Writing communities help writers to build and improve their writing skills. Writing is a difficult craft that often results in writer’s block – something that 70% of student writers say they always experience. Over the past couple of years, online writing communities have grown in popularity as more and more people used the opportunity of having to stay at home to write.
But now that restrictions have been lifted, in-person writing communities can recommence. Here’s how to set up your own one.
Decide who to invite and advertise
A whole host of British writers, including William Sutcliffe, Linda Grant, and Jon Courtenay Grimwood have come forward detailing how difficult they’ve found writing in recent years. This shows that no matter whether you’ve got multiple published books under your belt or are a novice, writing is hard. One of the first things you must consider when setting up your writing community is who to invite.
Inviting writers at different stages of their careers and from different walks of life is a good idea as you’ll get lots of feedback, insider knowledge, and experience from them. Get people interested by advertising on social media, or at your local library, community centre, and nearby shops.
Find the right venue
The venue for your writing community is important. It needs to be accessible to all and in a good, central location. Libraries can be good venues, as the Scottish writers’ group the Mackintosh Group of Writers has found out. They’ve recently teamed up with Helensburgh Library to host a selection of ‘An Evening with…’ events.

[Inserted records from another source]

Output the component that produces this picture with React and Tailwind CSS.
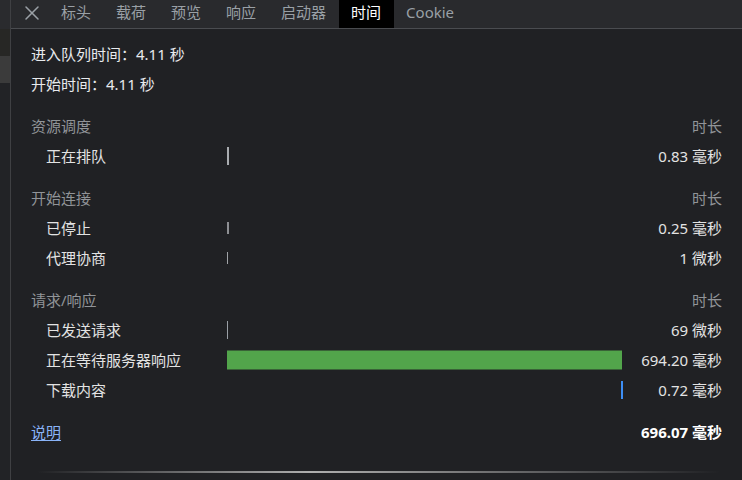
import React from "react";
import { X } from "lucide-react";

const tabs = ["标头", "载荷", "预览", "响应", "启动器", "时间", "Cookie"];

// bars: left/width in px of the bar column, h = bar height, color
const sections = [
  {
    title: "资源调度",
    rows: [
      { label: "正在排队", value: "0.83 毫秒", bar: { left: 0, width: 2, h: 18, color: "#a9acb0" } },
    ],
  },
  {
    title: "开始连接",
    rows: [
      { label: "已停止", value: "0.25 毫秒", bar: { left: 0, width: 2, h: 12, color: "#8d8f93" } },
      { label: "代理协商", value: "1 微秒", bar: { left: 0, width: 1, h: 12, color: "#a0a3a7" } },
    ],
  },
  {
    title: "请求/响应",
    rows: [
      { label: "已发送请求", value: "69 微秒", bar: { left: 0, width: 1, h: 18, color: "#9aa0a6" } },
      { label: "正在等待服务器响应", value: "694.20 毫秒", bar: { left: 0, width: 395, h: 19, color: "#52a54b" } },
      { label: "下载内容", value: "0.72 毫秒", bar: { left: 394, width: 1.5, h: 18, color: "#3d8ef5" } },
    ],
  },
];

export default function App() {
  return (
    <div className="flex h-[480px] w-[742px] overflow-hidden bg-[#202124] font-['Noto_Sans','Noto_Sans_CJK_SC',sans-serif] text-[15px]">
      {/* --- LEFT STRIP (request list edge) --- */}
      <div className="flex w-[11px] flex-col border-r border-[#3f4043]">
        <div className="h-[29px] bg-[#2a2b2e]" />
        <div className="h-[27px] bg-[#272725]" />
        <div className="h-[27px] bg-[#3b3b3b]" />
        <div className="flex-1 bg-[#222326]" />
      </div>

      {/* --- MAIN PANEL --- */}
      <div className="flex flex-1 flex-col">
        {/* Tab bar */}
        <div className="flex h-[29px] items-stretch border-b border-[#4a4c50] bg-[#292a2d]">
          <button className="flex items-center pb-[3px] pl-[9px] pr-[4.5px] text-[#9aa0a6]">
            <X size={24} strokeWidth={1.5} />
          </button>
          {tabs.map((t) => (
            <div
              key={t}
              className={
                t === "时间"
                  ? "flex items-center bg-black px-[12.5px] pb-[3px] text-white"
                  : "flex items-center px-[12.5px] pb-[3px] text-[#9aa0a6]"
              }
            >
              {t}
            </div>
          ))}
        </div>

        {/* Content */}
        <div className="flex flex-1 flex-col px-[20px] pt-[10px]">
          <div className="flex h-[30px] items-center text-[#e8eaed]">进入队列时间：4.11 秒</div>
          <div className="flex h-[30px] items-center text-[#e8eaed]">开始时间：4.11 秒</div>

          {sections.map((s) => (
            <div key={s.title} className="mt-[12px]">
              <div className="flex h-[30px] items-center justify-between text-[#919498]">
                <span>{s.title}</span>
                <span>时长</span>
              </div>
              {s.rows.map((r) => (
                <div key={r.label} className="grid h-[30px] grid-cols-[196px_395px_1fr] items-center text-[#e3e3e3]">
                  <span className="pl-[15px]">{r.label}</span>
                  <div className="relative h-full">
                    <div
                      className="absolute top-1/2 -translate-y-1/2"
                      style={{
                        left: r.bar.left,
                        width: r.bar.width,
                        height: r.bar.h,
                        background: r.bar.color,
                      }}
                    />
                  </div>
                  <span className="text-right">{r.value}</span>
                </div>
              ))}
            </div>
          ))}

          {/* Footer */}
          <div className="mt-[12px] flex h-[30px] items-center justify-between">
            <a className="text-[#8ab4f8] underline underline-offset-2">说明</a>
            <span className="font-bold text-white">696.07 毫秒</span>
          </div>

          <div className="ml-[6px] mr-[2px] mt-[24px] h-[2px] bg-gradient-to-r from-transparent via-[#aeaeae] via-40% to-transparent" />
        </div>
      </div>
    </div>
  );
}
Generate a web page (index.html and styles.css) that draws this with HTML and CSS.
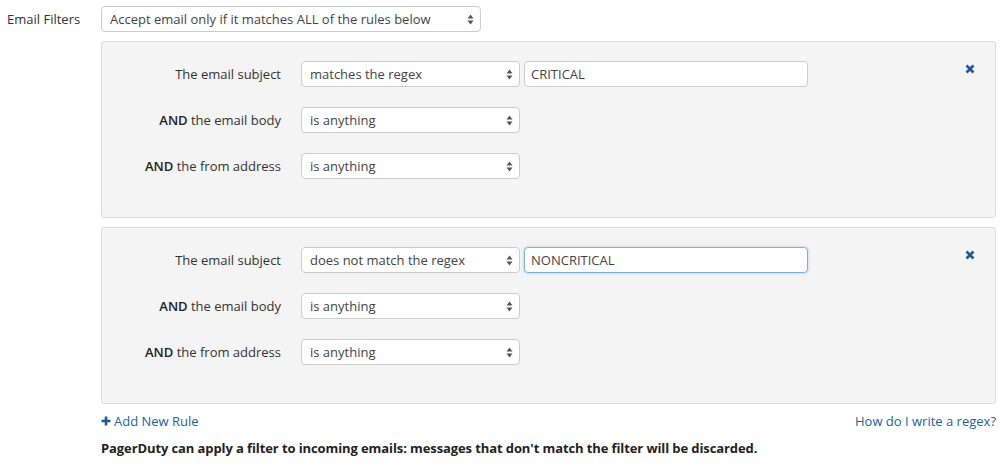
FILE: index.html
```html
<!DOCTYPE html>
<html>
<head>
<meta charset="utf-8">
<link rel="stylesheet" href="styles.css">
</head>
<body>
<div class="form-row">
  <div class="form-label">Email Filters</div>
  <div class="form-field">
    <div class="select select-main"><span>Accept email only if it matches ALL of the rules below</span><svg class="arrows" width="7" height="11" viewBox="0 0 7 11"><path d="M3.5 0.5 L6.5 4.5 L0.5 4.5 Z M3.5 10.5 L6.5 6.5 L0.5 6.5 Z" fill="#555"/></svg></div>

    <div class="panel">
      <span class="remove"><svg width="10" height="10" viewBox="0 0 10 10"><path d="M1.5 1.5 L8.5 8.5 M8.5 1.5 L1.5 8.5" stroke="#1f5a96" stroke-width="2.6" stroke-linecap="butt"/></svg></span>
      <div class="rule">
        <div class="rule-label">The email subject</div>
        <div class="select select-rule"><span>matches the regex</span><svg class="arrows" width="7" height="11" viewBox="0 0 7 11"><path d="M3.5 0.5 L6.5 4.5 L0.5 4.5 Z M3.5 10.5 L6.5 6.5 L0.5 6.5 Z" fill="#555"/></svg></div>
        <div class="input">CRITICAL</div>
      </div>
      <div class="rule">
        <div class="rule-label"><b>AND</b> the email body</div>
        <div class="select select-rule"><span>is anything</span><svg class="arrows" width="7" height="11" viewBox="0 0 7 11"><path d="M3.5 0.5 L6.5 4.5 L0.5 4.5 Z M3.5 10.5 L6.5 6.5 L0.5 6.5 Z" fill="#555"/></svg></div>
      </div>
      <div class="rule">
        <div class="rule-label"><b>AND</b> the from address</div>
        <div class="select select-rule"><span>is anything</span><svg class="arrows" width="7" height="11" viewBox="0 0 7 11"><path d="M3.5 0.5 L6.5 4.5 L0.5 4.5 Z M3.5 10.5 L6.5 6.5 L0.5 6.5 Z" fill="#555"/></svg></div>
      </div>
    </div>

    <div class="panel">
      <span class="remove"><svg width="10" height="10" viewBox="0 0 10 10"><path d="M1.5 1.5 L8.5 8.5 M8.5 1.5 L1.5 8.5" stroke="#1f5a96" stroke-width="2.6" stroke-linecap="butt"/></svg></span>
      <div class="rule">
        <div class="rule-label">The email subject</div>
        <div class="select select-rule"><span>does not match the regex</span><svg class="arrows" width="7" height="11" viewBox="0 0 7 11"><path d="M3.5 0.5 L6.5 4.5 L0.5 4.5 Z M3.5 10.5 L6.5 6.5 L0.5 6.5 Z" fill="#555"/></svg></div>
        <div class="input input-focus">NONCRITICAL</div>
      </div>
      <div class="rule">
        <div class="rule-label"><b>AND</b> the email body</div>
        <div class="select select-rule"><span>is anything</span><svg class="arrows" width="7" height="11" viewBox="0 0 7 11"><path d="M3.5 0.5 L6.5 4.5 L0.5 4.5 Z M3.5 10.5 L6.5 6.5 L0.5 6.5 Z" fill="#555"/></svg></div>
      </div>
      <div class="rule">
        <div class="rule-label"><b>AND</b> the from address</div>
        <div class="select select-rule"><span>is anything</span><svg class="arrows" width="7" height="11" viewBox="0 0 7 11"><path d="M3.5 0.5 L6.5 4.5 L0.5 4.5 Z M3.5 10.5 L6.5 6.5 L0.5 6.5 Z" fill="#555"/></svg></div>
      </div>
    </div>

    <div class="links">
      <a class="link add"><svg width="10" height="10" viewBox="0 0 10 10"><path d="M5 0.5 V9.5 M0.5 5 H9.5" stroke="#1f5a96" stroke-width="2.6"/></svg>Add New Rule</a>
      <a class="link">How do I write a regex?</a>
    </div>
    <p class="help">PagerDuty can apply a filter to incoming emails: messages that don't match the filter will be discarded.</p>
  </div>
</div>
</body>
</html>
```

FILE: styles.css
```css
* { box-sizing: border-box; }
body {
  margin: 0;
  font-family: "Open Sans", "Liberation Sans", sans-serif;
  font-size: 13px;
  color: #333;
  background: #fff;
}
.form-row {
  display: flex;
  padding: 6px 8px 0 7px;
}
.form-label {
  width: 94px;
  flex: none;
  line-height: 26px;
  color: #333;
}
.form-field {
  flex: 1;
  display: flex;
  flex-direction: column;
}
.select {
  display: flex;
  align-items: center;
  justify-content: space-between;
  height: 26px;
  background: #fff;
  border: 1px solid #ccc;
  border-radius: 4px;
  padding: 0 6px 0 8px;
  color: #444;
  white-space: nowrap;
}
.select-main { width: 380px; }
.select-rule { width: 219px; }
.arrows { flex: none; }
.panel {
  position: relative;
  margin-top: 9px;
  background: #f4f4f4;
  border: 1px solid #dcdcdc;
  border-radius: 3px;
  padding: 19px 0 38px 0;
  display: flex;
  flex-direction: column;
  gap: 20px;
}
.remove {
  position: absolute;
  top: 22px;
  right: 20px;
  display: flex;
}
.rule {
  display: flex;
  align-items: center;
  height: 26px;
}
.rule-label {
  width: 179px;
  text-align: right;
  margin-right: 20px;
  color: #333;
}
.rule-label b { font-weight: 600; color: #222; }
.input {
  margin-left: 4px;
  width: 284px;
  height: 26px;
  line-height: 24px;
  background: #fff;
  border: 1px solid #ccc;
  border-radius: 4px;
  padding: 0 6px;
  color: #444;
}
.input-focus {
  border-color: #7fb0e0;
  box-shadow: 0 0 3px rgba(90, 150, 220, 0.45);
}
.links {
  display: flex;
  justify-content: space-between;
  margin-top: 8px;
  line-height: 18px;
}
.link {
  color: #22639f;
  cursor: pointer;
  display: flex;
  align-items: center;
}
.add svg { margin-right: 3px; }
.help {
  margin: 9px 0 0 0;
  font-weight: 700;
  letter-spacing: -0.1px;
  color: #222;
  line-height: 18px;
}
```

If you or a member of your writing community lives in a Homeowner’s Association (HOA). The onsite amenities and annual fees may include access to a communal room that can be used free of charge. The purpose of an HOA is to serve the community’s common interests, so a group of writers will certainly qualify for use of such a room.
Set clear expectations
As the one that launched the writing community and invited others along, your fellow writers are likely to see you as their leader. Make sure you’re comfortable with this role and the associated responsibility, otherwise, assign the task to a fellow writer who’s happy to do the job.
A successful writing community will have clear goals. You need to decide how often you’ll meet up, what you’ll read, and the expectations from each member. For example, if you hold weekly meetings, you could all read one member’s work per week and then give your feedback at the next meeting. It’s important that you’re all able to adapt too. As a writer, you’ll know that things such as writer’s block and writing deadlines can stop people from being able to commit to meetings.
Writing communities are an invaluable resource for writers. They’ll help you develop your craft, become a better writer, and support you through the highs and lows of writing. So, why not start one today and see how much your writing benefits?